Les interrogations se sont récemment intensifiées, face à l’assombrissement persistant de la conjoncture et après une soudaine dévaluation du yuan.

‘Baromètre Li Keqiang’

A telle enseigne que le Fonds monétaire international (FMI) a donné de la voix, estimant mi-septembre que la Chine pouvait “encore améliorer” la qualité de ses données.

“Personne aujourd’hui ne considère avec une certitude absolue que (le chiffre officiel) corresponde à la réalité”, a abondé le ministre français des Finances Michel Sapin, en visite à Pékin.

Le BNS a certes dévoilé ce mois-ci un changement méthodologique, avec un PIB désormais calculé pour chaque trimestre indépendamment et non plus sur une base cumulée. Sans convaincre.

“C’est une amélioration. Mais en pratique, les problèmes de fiabilité restent intacts”, soupire Mark Williams, du cabinet Capital Economics.

Et de dénoncer “une faille méthodologique”, le BNS ne corrigeant pas la chute des prix des matières premières importées –ce qui contribue à surévaluer la croissance du PIB réel “de 1 à 2 points de pourcentage”, explique-t-il.

Un facteur également identifié par les experts de Société Générale: pour eux, une croissance “ajustée” en conséquence tomberait “sous 6%” au premier semestre.

L’actuel Premier ministre Li Keqiang avait lui-même reconnu en 2007, alors qu’il dirigeait une province, que les chiffres du PIB étaient “fabriqués artisanalement”, selon un mémo diplomatique révélé par Wikileaks.

Li préférait se fier à trois indices moins sujets à caution: consommation d’électricité, volume de fret ferroviaire et crédits bancaires.

Or, précisement, les composantes de ce “baromètre Li Keqiang” s’essoufflent dangereusement aujourd’hui, à l’unisson d’indicateurs d’activité alternatifs.

La consommation d’électricité n’a crû que de 1,3% au premier semestre, au plus faible rythme depuis 30 ans. Et l’activité manufacturière se contracte lourdement depuis sept mois, selon l’indice indépendant Markit-Caixin.

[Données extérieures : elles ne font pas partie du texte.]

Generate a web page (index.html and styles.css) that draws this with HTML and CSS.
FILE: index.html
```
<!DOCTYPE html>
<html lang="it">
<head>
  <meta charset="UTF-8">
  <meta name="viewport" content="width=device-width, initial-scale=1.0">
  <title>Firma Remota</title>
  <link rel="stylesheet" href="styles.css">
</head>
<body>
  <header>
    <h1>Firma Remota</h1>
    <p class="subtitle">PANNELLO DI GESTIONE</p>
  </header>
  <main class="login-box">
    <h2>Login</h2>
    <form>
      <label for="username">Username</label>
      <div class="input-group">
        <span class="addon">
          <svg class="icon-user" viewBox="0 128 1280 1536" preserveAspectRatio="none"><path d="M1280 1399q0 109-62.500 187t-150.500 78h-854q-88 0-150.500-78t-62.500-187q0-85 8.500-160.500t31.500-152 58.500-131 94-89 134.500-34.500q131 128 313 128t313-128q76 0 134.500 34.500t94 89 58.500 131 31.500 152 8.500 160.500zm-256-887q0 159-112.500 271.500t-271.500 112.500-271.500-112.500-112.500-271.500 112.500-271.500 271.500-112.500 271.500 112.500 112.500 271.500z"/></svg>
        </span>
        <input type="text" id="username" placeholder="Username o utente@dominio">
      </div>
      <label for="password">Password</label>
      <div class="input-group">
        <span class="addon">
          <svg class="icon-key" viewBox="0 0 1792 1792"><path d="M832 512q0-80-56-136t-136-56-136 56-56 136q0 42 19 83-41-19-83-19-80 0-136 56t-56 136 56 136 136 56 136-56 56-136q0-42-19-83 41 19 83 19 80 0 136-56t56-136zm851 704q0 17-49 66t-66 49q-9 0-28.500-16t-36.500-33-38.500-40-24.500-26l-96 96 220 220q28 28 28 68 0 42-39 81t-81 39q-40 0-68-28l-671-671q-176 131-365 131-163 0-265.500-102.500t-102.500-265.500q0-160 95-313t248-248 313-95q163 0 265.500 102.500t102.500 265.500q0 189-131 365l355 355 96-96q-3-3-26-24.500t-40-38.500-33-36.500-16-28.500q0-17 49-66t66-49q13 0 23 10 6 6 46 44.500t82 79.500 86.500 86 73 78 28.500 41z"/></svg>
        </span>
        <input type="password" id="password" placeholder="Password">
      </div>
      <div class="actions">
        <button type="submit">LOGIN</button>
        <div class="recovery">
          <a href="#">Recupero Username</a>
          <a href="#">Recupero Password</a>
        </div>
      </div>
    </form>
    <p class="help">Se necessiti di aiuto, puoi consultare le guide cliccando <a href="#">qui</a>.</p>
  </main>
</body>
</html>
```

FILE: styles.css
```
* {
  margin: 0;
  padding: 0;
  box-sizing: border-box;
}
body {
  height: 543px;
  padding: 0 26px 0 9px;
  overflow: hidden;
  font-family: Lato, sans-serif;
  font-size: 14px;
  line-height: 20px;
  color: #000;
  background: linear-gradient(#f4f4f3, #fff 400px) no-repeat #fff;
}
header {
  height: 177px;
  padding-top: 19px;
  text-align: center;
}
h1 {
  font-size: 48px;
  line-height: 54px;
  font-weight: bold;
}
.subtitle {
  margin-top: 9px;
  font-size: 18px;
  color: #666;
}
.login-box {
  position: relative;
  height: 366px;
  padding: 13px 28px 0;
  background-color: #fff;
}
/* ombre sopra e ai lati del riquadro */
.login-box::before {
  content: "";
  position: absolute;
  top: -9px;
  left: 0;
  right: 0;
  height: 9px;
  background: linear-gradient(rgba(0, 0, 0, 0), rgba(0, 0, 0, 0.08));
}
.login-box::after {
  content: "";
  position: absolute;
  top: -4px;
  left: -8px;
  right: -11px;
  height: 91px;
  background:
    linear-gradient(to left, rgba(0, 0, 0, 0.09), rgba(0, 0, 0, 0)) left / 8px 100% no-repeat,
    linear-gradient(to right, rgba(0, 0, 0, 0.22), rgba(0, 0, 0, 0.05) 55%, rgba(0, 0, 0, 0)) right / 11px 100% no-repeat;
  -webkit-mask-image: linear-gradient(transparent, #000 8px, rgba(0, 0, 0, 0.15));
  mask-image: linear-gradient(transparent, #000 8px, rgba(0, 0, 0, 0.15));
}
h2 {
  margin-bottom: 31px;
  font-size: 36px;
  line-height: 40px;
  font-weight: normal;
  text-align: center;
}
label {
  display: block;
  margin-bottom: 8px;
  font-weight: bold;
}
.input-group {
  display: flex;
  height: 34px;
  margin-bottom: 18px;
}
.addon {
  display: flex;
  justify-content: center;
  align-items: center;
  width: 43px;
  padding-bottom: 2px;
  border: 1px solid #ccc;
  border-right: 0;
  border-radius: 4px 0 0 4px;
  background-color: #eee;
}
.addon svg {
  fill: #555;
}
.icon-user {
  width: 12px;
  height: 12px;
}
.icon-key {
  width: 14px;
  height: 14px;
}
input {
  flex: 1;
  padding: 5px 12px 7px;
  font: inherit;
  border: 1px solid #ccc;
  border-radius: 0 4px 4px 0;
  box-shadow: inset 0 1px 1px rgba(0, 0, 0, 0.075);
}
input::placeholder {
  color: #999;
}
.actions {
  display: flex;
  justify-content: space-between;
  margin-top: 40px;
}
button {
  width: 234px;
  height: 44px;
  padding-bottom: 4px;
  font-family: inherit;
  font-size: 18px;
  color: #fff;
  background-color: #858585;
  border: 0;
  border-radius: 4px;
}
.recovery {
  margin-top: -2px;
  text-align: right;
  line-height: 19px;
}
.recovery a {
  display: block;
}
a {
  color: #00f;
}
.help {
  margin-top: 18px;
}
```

L’essor des services, un angle mort

La NDRC, l’agence de planification chinoise, est montée au créneau le 23 septembre pour défendre dans une longue note “la crédibilité d’une croissance à 7%”.

La consommation d’énergie et le fret “ne reflètent pas l’économie chinoise”, a-t-elle insisté, car le développement accéléré des services et la “montée en gamme” de l’industrie (vers les nouvelles technologies), fruits des efforts de “rééquilibrage” de Pékin, changent la donne.

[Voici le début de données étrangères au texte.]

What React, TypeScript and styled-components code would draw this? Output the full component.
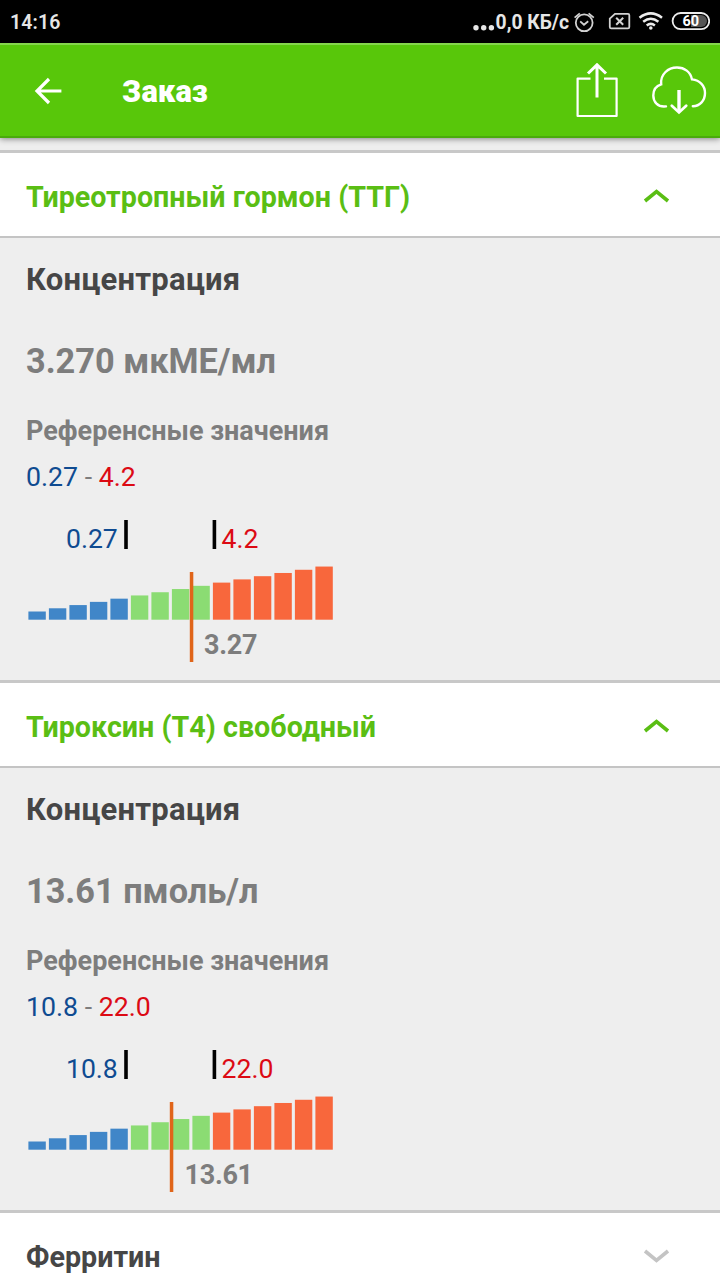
import React from "react";
import styled, { createGlobalStyle } from "styled-components";

const GlobalStyle = createGlobalStyle`
  * { box-sizing: border-box; }
  body {
    margin: 0;
    background: #eeeeee;
    font-family: Roboto, "Liberation Sans", sans-serif;
    overflow: hidden;
  }
`;

const Screen = styled.div`
  width: 720px;
  height: 1280px;
  overflow: hidden;
  display: flex;
  flex-direction: column;
  background: #eeeeee;
`;

const StatusBar = styled.div`
  height: 43px;
  flex: none;
  background: #000;
  color: #e6e6e6;
  display: flex;
  align-items: center;
  justify-content: space-between;
  padding: 1px 10px 0 10px;
  font-size: 19.5px;
  font-weight: 500;
  line-height: 24px;
`;

const Clock = styled.span`
  font-weight: 600;
  letter-spacing: 0.1px;
  padding-top: 2px;
`;

const StatusInfo = styled.div`
  display: flex;
  align-items: center;
`;

const Speed = styled.span`
  font-weight: 700;
  font-size: 19.3px;
  padding: 1px 1px 0 0;
  white-space: nowrap;
`;

const StatusIcons = styled.svg`
  display: block;
  width: 140px;
  height: 28px;
`;

const AppBar = styled.header`
  position: relative;
  height: 95px;
  flex: none;
  display: flex;
  align-items: center;
  background: #58c70a;
  border-top: 2px solid #85d64c;
  border-bottom: 2px solid #4aab0c;
  box-shadow: 0 1px 6px rgba(0, 0, 0, 0.45);
  padding: 0 13px 0 33px;
`;

const AppTitle = styled.h1`
  margin: 0 auto 0 60px;
  padding-top: 3px;
  color: #fff;
  font-size: 30.8px;
  font-weight: 900;
  line-height: 40px;
`;

const Icon = styled.svg`
  display: block;
  flex: none;
  fill: none;
`;

const List = styled.main`
  padding-top: 12px;
  flex: none;
`;

const SectionHeader = styled.div<{ $open: boolean }>`
  height: 88px;
  display: flex;
  align-items: center;
  justify-content: space-between;
  background: #fff;
  border-top: 3px solid #c8c8c8;
  border-bottom: 2px solid #c4c4c4;
  padding: 4px 49px 0 26px;
  color: ${(p) => (p.$open ? "#5abe14" : "#464646")};
`;

const SectionTitle = styled.h2`
  margin: 0;
  padding-top: 1px;
  font-size: 28.7px;
  font-weight: 700;
  line-height: 36px;
  white-space: nowrap;
`;

const Panel = styled.section`
  height: 442px;
  padding: 22px 26px 0;
  background: #eeeeee;
  color: #7d7d7d;
`;

const Label = styled.h3`
  margin: 0 0 41px;
  color: #464646;
  font-size: 31px;
  font-weight: 700;
  line-height: 40px;
  letter-spacing: 0.25px;
`;

const Value = styled.p`
  margin: 0 0 32px;
  font-size: 34.3px;
  font-weight: 700;
  line-height: 40px;
`;

const RefLabel = styled.p`
  margin: 0 0 10px;
  font-size: 27px;
  font-weight: 700;
  line-height: 36px;
`;

const Range = styled.p`
  margin: 0 0 25px;
  font-size: 26.7px;
  line-height: 36px;
`;

const Bound = styled.span<{ $high?: boolean }>`
  color: ${(p) => (p.$high ? "#dc0a14" : "#0f4b91")};
`;

const Chart = styled.svg`
  display: block;
  width: 320px;
  height: 142px;
  font-size: 26.6px;
`;

type Result = {
  title: string;
  value: string;
  low: string;
  high: string;
  mark: string;
  markX: number;
  markLabelX: number;
};

const results: Result[] = [
  { title: "Тиреотропный гормон (ТТГ)", value: "3.270 мкМЕ/мл", low: "0.27", high: "4.2", mark: "3.27", markX: 163.8, markLabelX: 178 },
  { title: "Тироксин (Т4) свободный", value: "13.61 пмоль/л", low: "10.8", high: "22.0", mark: "13.61", markX: 143.8, markLabelX: 158.5 },
];

const barColor = (i: number) => (i < 5 ? "#4086c8" : i < 9 ? "#8bdc73" : "#f8673c");

function LevelChart({ result }: { result: Result }) {
  return (
    <Chart viewBox="0 0 320 142">
      <text x="91.8" y="28" textAnchor="end" fill="#0f4b91">{result.low}</text>
      <rect x="98.2" y="0" width="3.6" height="29" fill="#000" />
      <rect x="186.6" y="0" width="3.6" height="29" fill="#000" />
      <text x="195.6" y="28" fill="#dc0a14">{result.high}</text>
      {Array.from({ length: 15 }, (_, i) => {
        const h = 8.2 + i * 3.21;
        return <rect key={i} x={2.4 + i * 20.5} y={99.7 - h} width={17.4} height={h} fill={barColor(i)} />;
      })}
      <rect x={result.markX} y="52" width="3.5" height="90" fill="#e0651a" />
      <text x={result.markLabelX} y="134" fill="#7d7d7d" fontSize="27" letterSpacing="-0.3" fontWeight="700">{result.mark}</text>
    </Chart>
  );
}

function Chevron({ open }: { open: boolean }) {
  return (
    <Icon width="28" height="18" viewBox="0 0 28 18" stroke={open ? "#5abe14" : "#c4c4c4"} strokeWidth="3.6">
      <path d={open ? "M2 13 L13.5 3.5 L25 13" : "M2 3 L13.5 12.5 L25 3"} />
    </Icon>
  );
}

export default function App() {
  return (
    <Screen>
      <GlobalStyle />
      <StatusBar>
        <Clock>14:16</Clock>
        <StatusInfo>
          <Icon width="24" height="28" viewBox="0 0 24 28">
            <g fill="#e6e6e6">
              <circle cx="4" cy="19.8" r="2.7" />
              <circle cx="11.7" cy="19.8" r="2.7" />
              <circle cx="19.4" cy="19.8" r="2.7" />
            </g>
          </Icon>
          <Speed>0,0 КБ/с</Speed>
          <StatusIcons viewBox="570 8 140 28" fill="none" stroke="#d2d2d2" strokeWidth="1.8">
            <circle cx="584.2" cy="22.8" r="8.4" />
            <path d="M580.2 21.3 L584 24.7 L588.2 21.3 M574.6 17.6 L579.8 13.4 M588.6 13.4 L593.8 17.6" />
            <path d="M615 13.8 H628 Q629.3 13.8 629.3 15.2 V27 Q629.3 28.4 628 28.4 H611.3 Q609.8 28.4 609.8 27 V18.7 Z" />
            <path d="M616.2 17.8 L623.2 24.8 M623.2 17.8 L616.2 24.8" strokeWidth="2" />
            <path d="M639.5 17.7 Q650.8 9 662 17.7 M643.2 21.7 Q650.8 15.8 658.4 21.7 M646.7 25.4 Q650.8 22.3 654.9 25.4" stroke="#ececec" strokeWidth="2.5" />
            <circle cx="650.8" cy="28" r="1.8" fill="#ececec" stroke="none" />
            <path d="M691 15 H701 A6 6 0 0 1 701 27 H691 Z" fill="#555" stroke="none" />
            <rect x="672.6" y="13" width="36.6" height="16.2" rx="8.1" stroke="#ececec" />
            <text x="690.8" y="26.3" textAnchor="middle" fontSize="14.5" fontWeight="700" fill="#fff" stroke="none">60</text>
          </StatusIcons>
        </StatusInfo>
      </StatusBar>
      <AppBar>
        <Icon width="29" height="28" viewBox="0 0 29 28" stroke="#fff" strokeWidth="3.2">
          <path d="M16 2 L4 14 L16 26 M3.6 14 H28.4" />
        </Icon>
        <AppTitle>Заказ</AppTitle>
        <Icon width="44" height="56" viewBox="575 63 44 56" stroke="#fff" strokeWidth="2.2" strokeLinejoin="round">
          <path d="M590.5 78.6 H577.6 V116 H616.6 V78.6 H604" />
          <path d="M597 97.5 V65.5 M588 73.5 L597 64.8 L606 73.5" strokeWidth="3" strokeLinejoin="miter" />
        </Icon>
        <Icon width="88" height="56" viewBox="619 63 88 56" stroke="#fff" strokeWidth="2.4" strokeLinecap="round">
          <path d="M666 106.4 C657.5 107.5 653.3 101.5 653.3 95.5 C653.3 89.5 656.5 85.7 661.2 84.3 C660 74.5 668 67.5 677 67.5 C684.5 67.5 690.5 72 692 79.4 C700 80.2 705 86 705 93 C705 100.5 700 106 692.8 106.3" />
          <path d="M679 90 V111.5" strokeWidth="3.4" strokeLinecap="butt" />
          <path d="M671.8 105.7 L679 112.4 L686.2 105.7" strokeWidth="2.8" />
        </Icon>
      </AppBar>
      <List>
        {results.map((r) => (
          <React.Fragment key={r.title}>
            <SectionHeader $open>
              <SectionTitle>{r.title}</SectionTitle>
              <Chevron open />
            </SectionHeader>
            <Panel>
              <Label>Концентрация</Label>
              <Value>{r.value}</Value>
              <RefLabel>Референсные значения</RefLabel>
              <Range>
                <Bound>{r.low}</Bound> - <Bound $high>{r.high}</Bound>
              </Range>
              <LevelChart result={r} />
            </Panel>
          </React.Fragment>
        ))}
        <SectionHeader $open={false}>
          <SectionTitle>Ферритин</SectionTitle>
          <Chevron open={false} />
        </SectionHeader>
      </List>
    </Screen>
  );
}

Moins énergivore, le secteur des services représentait 49,5% de la croissance du PIB au premier semestre (contre moins de 43% en 2007) — alors que l’industrie lourde ralentit.

Certains experts avancent le même argument, soulignant le manque de statistiques pour jauger le secteur tertiaire.

“Depuis 2012, les services sont le principal moteur de croissance (…) Le revenu par habitant est désormais tel qu’une part croissante de la consommation concerne des services (loisirs, voyages et autres) plutôt que l’achat de biens”, fait valoir dans une note Nicholas Lardy, du Peterson Institute for International Economics.

Faire de la production d’électricité un baromètre pour l’ensemble de l’économie chinoise, ironise-t-il, “c’est conduire une voiture en regardant seulement le rétroviseur”.